[Note added 8.2.16: It has just been revealed that prosecutors slowed down the CCTV footage of Mark Pearson passing the 60-something actress, in an effort to make him appear ‘more guilty’ to the jury. Details here. There would seem to be no limits to which the criminal justice system will not go, in their objective of having innocent men convicted of rape.]
A small selection from our store of articles on false rape allegations and rape myths:
13 reasons women lie about being raped (Janet Bloomfield)
6 dangerous rape myths (Hannah Wallen)
10 reasons false rape allegations are common (Jonathan Taylor)
Gender disparities in treatment by the criminal justice system are just one of the 20 areas we covered in our 2015 general election manifesto (pp.49-51). The police / CPS are woefully negligent in prosecuting women for committing sexual offences, even when their victims are children. Those offences are far more common than is realised by the general public, partly on account of relentless government and mainstream media narratives of male perpetrators and female victims (pp.31-37). Similar narratives distort the public’s understanding of domestic violence (pp.26-30).
William Collins explained in a remarkable article that if male criminals were treated as leniently as female criminals in sentencing terms, five out of every six men in British prisons wouldn’t be there. The prison overcrowding crisis could be solved swiftly by introducing gender equality in prison sentencing. It will never happen, of course, because that would be totally the wrong sort of gender equality.
If you’re concerned by the many assaults on the human rights of men and boys, we invite you to join us at the second International Conference on Men’s Issues (ExCeL London, 8-10 July, 2016). So far we have speakers and/or delegates coming from 16 countries, from as far away as Australia. Five of the 20 speakers are women, including the keynote speaker, Erin Pizzey.
The state’s relentless war against men and boys continues. Our thanks to Francis for this. Excerpts from a lengthy piece:
Their paths crossed for precisely half a second during the evening rush hour at Waterloo Station. Mark Pearson, a 51-year-old artist, was on his way home from work, weaving through a thick tide of London commuters.

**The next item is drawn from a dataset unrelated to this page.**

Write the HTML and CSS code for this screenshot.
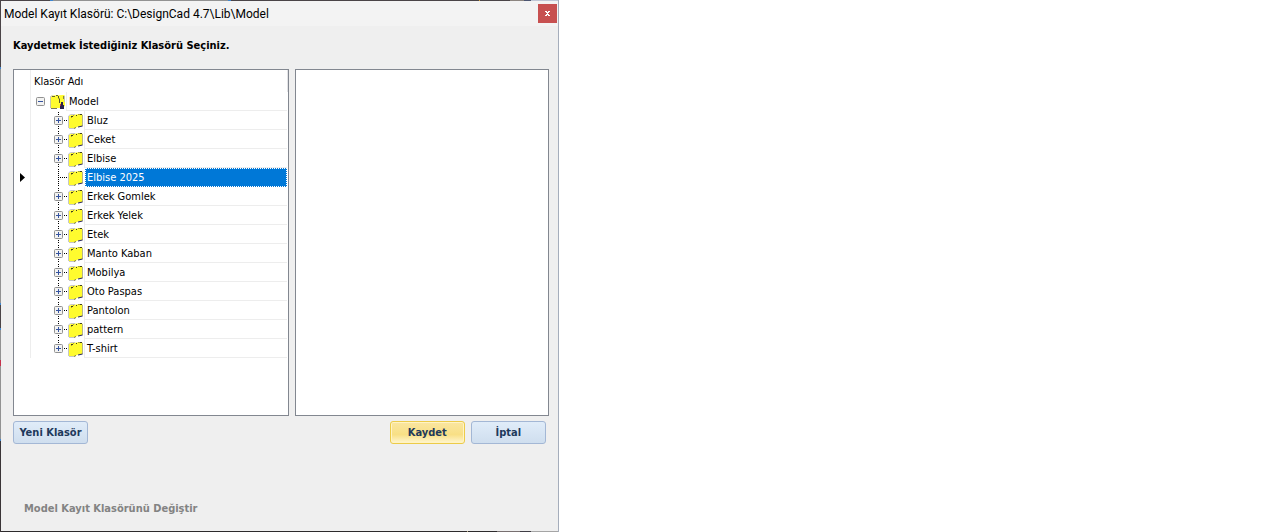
FILE: index.html
```html
<!DOCTYPE html>
<html lang="tr">
<head>
<meta charset="utf-8">
<title>Model Kayıt Klasörü</title>
<link rel="stylesheet" href="styles.css">
</head>
<body>
<svg class="defs" aria-hidden="true">
  <symbol id="folder" viewBox="0 0 16 16">
    <path d="M1 3L3 2L8 1.500L14 1L14.500 2V13L10 13.500L7 15H1Z" fill="#fffb2e"/>
    <path d="M.5 15V3L2.500 1.500H7M1 15.500H6" fill="none" stroke="#c6c6c6"/>
    <path d="M3 3.500H5M12 1.500H14M8 2.500H9" stroke="#3d3d20"/>
    <path d="M5 2.500H6M10 1.500H12M3 4.500H4" stroke="#a8a33a"/>
    <path d="M14.500 2V13" stroke="#b5b38c"/>
    <path d="M10 14L14.500 13" stroke="#2b2b60" stroke-width="1.200"/>
    <path d="M6 15.500L8 14.500" stroke="#77773a"/>
  </symbol>
  <symbol id="folder-root" viewBox="0 0 16 16">
    <path d="M1 2.500L3 1.500L14 1L15 2V12L11 14H1Z" fill="#fffb2e"/>
    <path d="M.5 14V2.500L2.500 1.500M14.500 2V8" fill="none" stroke="#c6c6b0"/>
    <path d="M2 2.500H5M6 1.500H8" stroke="#66642a"/>
    <path d="M8.500 2V4L9.500 5V9" fill="none" stroke="#55532a"/>
    <path d="M13.500 2V5" stroke="#88863a"/>
    <path d="M1 14.500H7" stroke="#77775c"/>
    <path d="M11 8H13V11H14V15H10V11H11Z" fill="#29234e"/>
    <path d="M10.500 10V12" stroke="#b63332"/>
  </symbol>
  <symbol id="box" viewBox="0 0 9 9">
    <rect x=".5" y=".5" width="8" height="8" rx="1" fill="#f3f3f1" stroke="#919191"/>
    <path d="M2 4.500H7" stroke="#3553a0"/>
  </symbol>
  <symbol id="branch" viewBox="0 0 14 19">
    <path d="M4.500 1V19" stroke="#000" stroke-dasharray="1 1"/>
    <path d="M10 9.500H14" stroke="#000" stroke-dasharray="1 1"/>
    <use href="#box" y="5" width="9" height="9"/>
    <path d="M4.500 7V12" stroke="#3553a0"/>
  </symbol>
  <symbol id="branch-leaf" viewBox="0 0 14 19">
    <path d="M4.500 1V19M6 9.500H14" stroke="#000" stroke-dasharray="1 1"/>
  </symbol>
  <symbol id="branch-end" viewBox="0 0 14 19">
    <path d="M4.500 1V5M10 9.500H14" stroke="#000" stroke-dasharray="1 1"/>
    <use href="#box" y="5" width="9" height="9"/>
    <path d="M4.500 7V12" stroke="#3553a0"/>
  </symbol>
</svg>
<main class="dialog">
  <header class="titlebar">
    <h1 class="title">Model Kayıt Klasörü: C:\DesignCad 4.7\Lib\Model</h1>
    <button class="close" type="button" aria-label="Kapat"><svg width="5" height="5" viewBox="0 0 5 5" shape-rendering="crispEdges" aria-hidden="true"><path d="M0 0H2V1H3V0H5V1H4V2H3V3H4V4H5V5H3V4H2V5H0V4H1V3H2V2H1V1H0Z" fill="#fff"/></svg></button>
  </header>
  <div class="content">
    <h2 class="prompt">Kaydetmek İstediğiniz Klasörü Seçiniz.</h2>
    <div class="panels">
      <section class="panel panel-tree">
        <div class="columns"><span class="gutter"></span><span class="column">Klasör Adı</span></div>
        <ul class="tree">
          <li class="row root"><span class="gutter"></span><button class="toggle" type="button" aria-label="Daralt"><svg width="9" height="9"><use href="#box"/></svg></button><svg class="icon"><use href="#folder-root"/></svg><span class="label">Model</span></li>
          <li class="row"><span class="gutter"></span><button class="toggle" type="button" aria-label="Genişlet"><svg class="branch"><use href="#branch"/></svg></button><svg class="icon"><use href="#folder"/></svg><span class="label">Bluz</span></li>
          <li class="row"><span class="gutter"></span><button class="toggle" type="button" aria-label="Genişlet"><svg class="branch"><use href="#branch"/></svg></button><svg class="icon"><use href="#folder"/></svg><span class="label">Ceket</span></li>
          <li class="row"><span class="gutter"></span><button class="toggle" type="button" aria-label="Genişlet"><svg class="branch"><use href="#branch"/></svg></button><svg class="icon"><use href="#folder"/></svg><span class="label">Elbise</span></li>
          <li class="row selected"><span class="gutter"><svg width="5" height="9" viewBox="0 0 5 9" aria-hidden="true"><path d="M0 0L5 4.500L0 9Z"/></svg></span><span class="toggle"><svg class="branch"><use href="#branch-leaf"/></svg></span><svg class="icon"><use href="#folder"/></svg><span class="label">Elbise 2025</span></li>
          <li class="row"><span class="gutter"></span><button class="toggle" type="button" aria-label="Genişlet"><svg class="branch"><use href="#branch"/></svg></button><svg class="icon"><use href="#folder"/></svg><span class="label">Erkek Gomlek</span></li>
          <li class="row"><span class="gutter"></span><button class="toggle" type="button" aria-label="Genişlet"><svg class="branch"><use href="#branch"/></svg></button><svg class="icon"><use href="#folder"/></svg><span class="label">Erkek Yelek</span></li>
          <li class="row"><span class="gutter"></span><button class="toggle" type="button" aria-label="Genişlet"><svg class="branch"><use href="#branch"/></svg></button><svg class="icon"><use href="#folder"/></svg><span class="label">Etek</span></li>
          <li class="row"><span class="gutter"></span><button class="toggle" type="button" aria-label="Genişlet"><svg class="branch"><use href="#branch"/></svg></button><svg class="icon"><use href="#folder"/></svg><span class="label">Manto Kaban</span></li>
          <li class="row"><span class="gutter"></span><button class="toggle" type="button" aria-label="Genişlet"><svg class="branch"><use href="#branch"/></svg></button><svg class="icon"><use href="#folder"/></svg><span class="label">Mobilya</span></li>
          <li class="row"><span class="gutter"></span><button class="toggle" type="button" aria-label="Genişlet"><svg class="branch"><use href="#branch"/></svg></button><svg class="icon"><use href="#folder"/></svg><span class="label">Oto Paspas</span></li>
          <li class="row"><span class="gutter"></span><button class="toggle" type="button" aria-label="Genişlet"><svg class="branch"><use href="#branch"/></svg></button><svg class="icon"><use href="#folder"/></svg><span class="label">Pantolon</span></li>
          <li class="row"><span class="gutter"></span><button class="toggle" type="button" aria-label="Genişlet"><svg class="branch"><use href="#branch"/></svg></button><svg class="icon"><use href="#folder"/></svg><span class="label">pattern</span></li>
          <li class="row"><span class="gutter"></span><button class="toggle" type="button" aria-label="Genişlet"><svg class="branch"><use href="#branch-end"/></svg></button><svg class="icon"><use href="#folder"/></svg><span class="label">T-shirt</span></li>
        </ul>
      </section>
      <section class="panel panel-preview"></section>
    </div>
    <div class="actions">
      <button class="btn new-folder" type="button">Yeni Klasör</button>
      <button class="btn primary" type="button">Kaydet</button>
      <button class="btn" type="button">İptal</button>
    </div>
    <p class="change">Model Kayıt Klasörünü Değiştir</p>
  </div>
</main>
</body>
</html>
```

FILE: styles.css
```css
* { box-sizing: border-box; }
body {
  margin: 0;
  background: #fff;
  color: #000;
  font: 11px/13px "DejaVu Sans Condensed", "DejaVu Sans", sans-serif;
}
h1, h2, p, ul { margin: 0; padding: 0; }
svg { display: block; flex: none; }
.defs { position: absolute; width: 0; height: 0; }
.dialog {
  display: flex;
  flex-direction: column;
  width: 44%;
  min-width: 480px;
  min-height: 100vh;
  padding: 1px 0 1px 1px;
  border-right: 1px solid #a5adbb;
  background:
    linear-gradient(#efefef, #efefef) content-box no-repeat,
    linear-gradient(#4a4447 67px, #3f86cf 67px 69px, #929292 69px 303px, #3f86cf 303px 305px, #4a4447 305px 328px, #3f86cf 328px 330px, #929292 330px 360px, #c5324c 360px 366px, #929292 366px 439px, #3f86cf 439px 441px, #3a3437 441px) 0 0 / 1px 100% no-repeat,
    linear-gradient(90deg, #4a4447 50px, #3f86cf 50px 53px, #929292 53px 228px, #3f86cf 228px 231px, #4a4447 231px 479px, #d5a338 479px 480px, #4a4447 480px 510px, #8c8580 510px 524px, #4b5470 524px 531px, #bfc6d5 531px) 0 0 / 100% 1px no-repeat,
    linear-gradient(90deg, #2d2a2c 467px, #b9ab85 467px 468px, #2d2a2c 468px 497px, #776f70 497px 520px, #3f3d45 520px 531px, #a5a5a5 531px) 0 100% / 100% 1px no-repeat;
}
.titlebar {
  display: flex;
  align-items: center;
  justify-content: space-between;
  height: 25px;
  padding: 0 1px 0 3px;
  background: #f3f3f3;
}
.title {
  font: 12px/16px Roboto, "Open Sans", sans-serif;
  white-space: nowrap;
}
.close {
  display: grid;
  place-items: center;
  width: 19px;
  height: 19px;
  padding: 0;
  border: 0;
  background: #c75050;
}
.content {
  display: flex;
  flex: 1;
  flex-direction: column;
  padding: 13px 9px 16px 12px;
}
.prompt { font-size: 11px; line-height: 13px; }
.panels {
  display: grid;
  flex: 1;
  grid-template-columns: 276fr 254fr;
  gap: 6px;
  margin-top: 17px;
}
.panel {
  border: 1px solid #828790;
  background: #fff;
}
.columns, .row { display: flex; }
.columns { height: 22px; }
.column {
  flex: 1;
  padding: 5px 3px;
  border-right: 1px solid #e3e3e6;
}
.gutter {
  display: flex;
  align-items: center;
  justify-content: center;
  width: 17px;
  border-right: 1px solid #ededed;
}
.tree { list-style: none; }
.row {
  align-items: center;
  height: 19px;
  padding-right: 1px;
}
.row .gutter { height: 100%; }
.toggle {
  width: 14px;
  height: 19px;
  margin-left: 23px;
  padding: 0;
  border: 0;
  background: none;
}
.root .toggle { margin-left: 5px; }
.branch { width: 14px; height: 19px; }
.icon { width: 16px; height: 16px; }
.label {
  flex: 1;
  height: 19px;
  padding: 3px 2px 2px;
  border-bottom: 1px solid #ededed;
  border-left: 1px solid #ededed;
}
.selected .label {
  margin-left: 1px;
  padding: 2px 1px;
  border: 1px dotted #fff;
  background: #0078d7;
  color: #fff;
}
.actions {
  display: flex;
  gap: 6px;
  margin-top: 5px;
  padding-right: 3px;
}
.btn {
  width: 75px;
  height: 23px;
  padding: 0;
  border: 1px solid #a3b7d5;
  border-radius: 3px;
  background: linear-gradient(#e0ecf9, #cfdeee);
  color: #1e395b;
  font: bold 11px/13px "DejaVu Sans Condensed", "DejaVu Sans", sans-serif;
  white-space: nowrap;
}
.new-folder { margin-right: auto; }
.primary {
  border-color: #eccb48;
  background: linear-gradient(#fae6a0, #f8df85 60%, #fff6d0);
  box-shadow: inset 0 0 0 1px #fff3c4;
}
.change {
  margin-top: 58px;
  padding-left: 11px;
  color: #838383;
  font-weight: bold;
}
```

Walking towards him across the concourse came an award-winning star of film, TV, theatre and radio. She had just been to a yoga class and was heading to a rehearsal. Neither knew the other.
What happened next – or rather what didn’t happen – would cast Mr Pearson into what he calls a year-long ‘Kafkaesque nightmare’ from which he has only just escaped, and for which he squarely blames the Crown Prosecution Service.
It cannot be said with certainty that the artist and the actress made even fleeting physical contact. CCTV images showed only that they walked past each other. Yet the woman, who is in her 60s, claimed Mr Pearson sexually assaulted her – penetratively – for ‘two or three seconds’…
Over the past year and more, the CPS has been repeatedly stung by criticism of its decision-making in a series of high-profile sex cases. At the same time, it has sought to deal with concerns that many women are put off reporting rape and sexual assault because they lack faith in the justice system.
Mr Pearson wonders whether he is ‘a victim of the way the CPS is rigorously trying to redress the balance’. One of his supporters, author Erin Pizzey, the family care activist who founded the world’s first shelter for victims of domestic violence, certainly believes so.
‘The CPS have recently been wrongly targeting men and it has got to stop,’ she said. ‘The CPS had no business going after him [Mr Pearson] because there wasn’t a case there from the very beginning. At the moment, women seem above the law. They can do it in domestic violence cases – simply pick up the phone, no evidence required, and have a man removed from his family and his children – and they can do it with rape, too.’
The CPS said: ‘There was sufficient evidence for this case to proceed to court and progress to trial. We respect the decision of the jury.’
Rubbish. There was never ‘sufficient evidence for this case to proceed to court and progress to trial’. The CCTV evidence alone proved that what the actress claimed to have happened could not possibly have happened.
As for ‘We respect the decision of the jury’, does the CPS have an option to ‘disrespect’ it? Not yet, it doesn’t, but that day is coming. Let’s not forget that, having ‘educated’ judges involved in such cases, the CPS now plans to ‘educate’ juries before trials begin so that they no longer believe in ‘rape myths’ e.g. that women can lie about having been raped (and frequently do), in order to convict more innocent men.
The CPS clearly resents the decision of the jury to not convict an innocent man, thereby ‘improving’ the rape conviction statistics.
There was a default presumption that a man was guilty of a sexual offence solely on the strength of a woman’s accusation, and he had to prove his innocence. This was just the latest vicious taxpayer-funded attack on an innocent man, a favoured tactic of the CPS under Alison Saunders, Director of Public Prosecutions.
Will the 60-something ‘award-winning star of film, TV, theatre and radio’ be prosecuted for perverting the course of justice, or wasting police time? Hahahahahahahahaha. No. But why not, you might reasonably ask? Because, as always, vagina. Erin Pizzey is right. Women are above the law.